Properly sized clubs were also a drawback. “Back then, there was basically no junior equipment,” adds Duran. “Most kids were just given long clubs and had to deal with it. Today, all major companies have some kind of junior golf equipment.”
Proactively seeking out specific regions with nonexistent or underdeveloped junior programs, SCGA Junior provides instruction with teachers certified by the Titleist Performance Institute program. “At SCGA Junior, we want to get those kids from not just getting the first club in their hand, but then taking them to the high school golf team — that’s the gap we want to fill,” Gigax says.
Those concerned with golf’s future will find salve in the burgeoning numbers of juniors getting into tournament play. “The junior golf tournament business is booming,” says Duran, whose 24-event season had 50 players per tourney five years ago and now sees 120 players per tournament, all with waiting lists.
At the VJGA, nearly 30 annual tournaments dot the calendar across Riverside County for an organization that began humbly with 25 members before spiking to 500, and now tends a more workable roster of about 300 kids.
Across the three-tiers of play on the SCPGA Junior Tour, organizers are now running nearly 250 tournaments a year to meet player demand, while offering $40,000 in tourney grants.
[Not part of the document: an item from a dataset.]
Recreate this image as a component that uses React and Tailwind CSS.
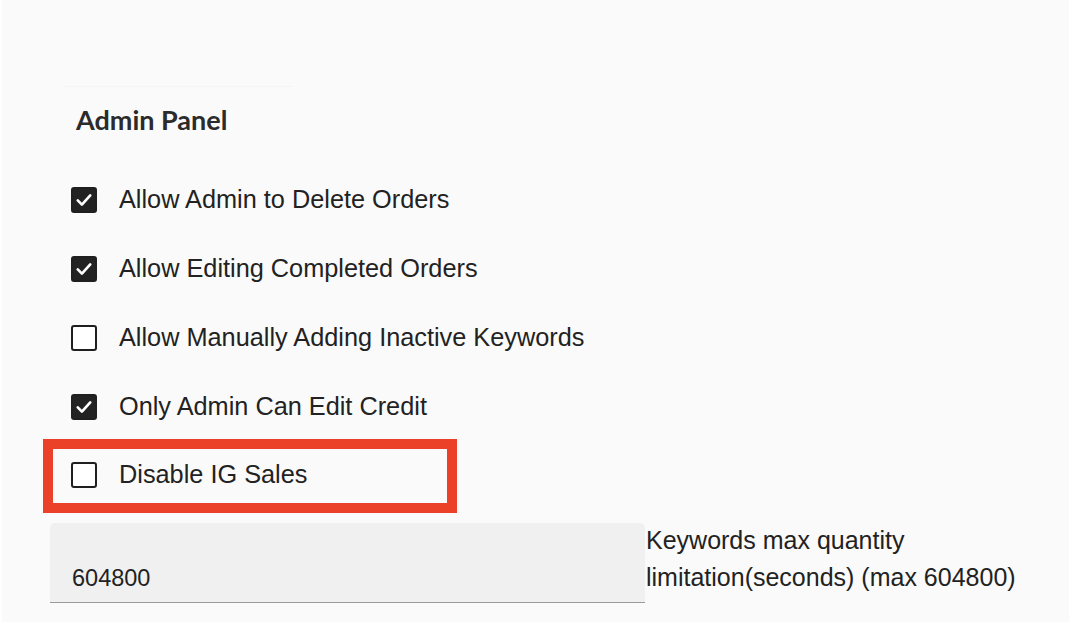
import React from "react";

const options = [
    { id: 1, label: "Allow Admin to Delete Orders", checked: true },
    { id: 2, label: "Allow Editing Completed Orders", checked: true },
    { id: 3, label: "Allow Manually Adding Inactive Keywords", checked: false },
    { id: 4, label: "Only Admin Can Edit Credit", checked: true },
    { id: 5, label: "Disable IG Sales", checked: false, highlight: true },
];

const Box = ({ checked }) => (
    <span className={`flex h-[26px] w-[26px] shrink-0 items-center justify-center rounded-[3px] border-[2.5px] border-[#1f1f1f] ${checked ? "bg-[#222222]" : "bg-white"}`}>
        {checked && (
            <svg viewBox="0 0 24 24" className="h-[20px] w-[20px]" fill="none" stroke="white" strokeWidth="3.2" strokeLinecap="round" strokeLinejoin="round">
                <path d="M4.5 12.5l5 5L19.5 6.5" />
            </svg>
        )}
    </span>
);

const App = () => {
    return (
        <div className="min-h-[622px] w-[1080px] bg-white pl-[2px] pr-[11px] font-[family-name:Liberation_Sans,Arial,sans-serif] text-[#222222]">
            <div className="min-h-[622px] bg-[#fafafa]">
                <div className="h-[86px]" />
                <div className="ml-[62px] h-px w-[228px] bg-[#f4f4f4]" />
                <h2 className="ml-[74px] mt-[18px] font-[family-name:Lato,sans-serif] text-[27px] font-bold leading-[30px] text-[#2b2b2b]">
                    Admin Panel
                </h2>
                <div className="mt-[30px] flex flex-col">
                    {options.map((o) => (
                        <div key={o.id} className={o.highlight ? "-mt-[2px] ml-[41px] w-[414px] border-[10px] border-[#ea4128] pb-[12px] pl-[18px] pt-[9px]" : "ml-[69px] py-[18px]"}>
                            <label className="flex h-[33px] items-center gap-[22px] text-[25.3px] leading-[33px]">
                                <Box checked={o.checked} />
                                <span>{o.label}</span>
                            </label>
                        </div>
                    ))}
                </div>
                <div className="ml-[48px] mt-[10px] flex items-start">
                    <div className="flex h-[80px] w-[595px] items-end rounded-t-[5px] border-b border-[#9a9a9a] bg-[#f0f0f0] px-[22px] pb-[10px] text-[23.5px] leading-[28px]">
                        604800
                    </div>
                    <p className="-mt-[1px] w-[410px] pl-[1px] text-[25px] leading-[37px]">
                        Keywords max quantity limitation(seconds) (max 604800)
                    </p>
                </div>
            </div>
        </div>
    );
};

export default App;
“It’s extremely good right now,” says Kevin Smith, junior golf director SCPGA Junior Tour, whose organization tallied 350 kids in 2012 and now sports over 2,500 members annually across the entire Junior program. “The numbers just keep increasing each year as far as participation and tournament play. We’ve kept increasing our number of tournaments to meet the demand, so we don’t have waiting lists and can accommodate more people. From a membership standpoint, it goes up about 150 kids a year and the rounds played have now exceeded the 20,000 mark for a year.”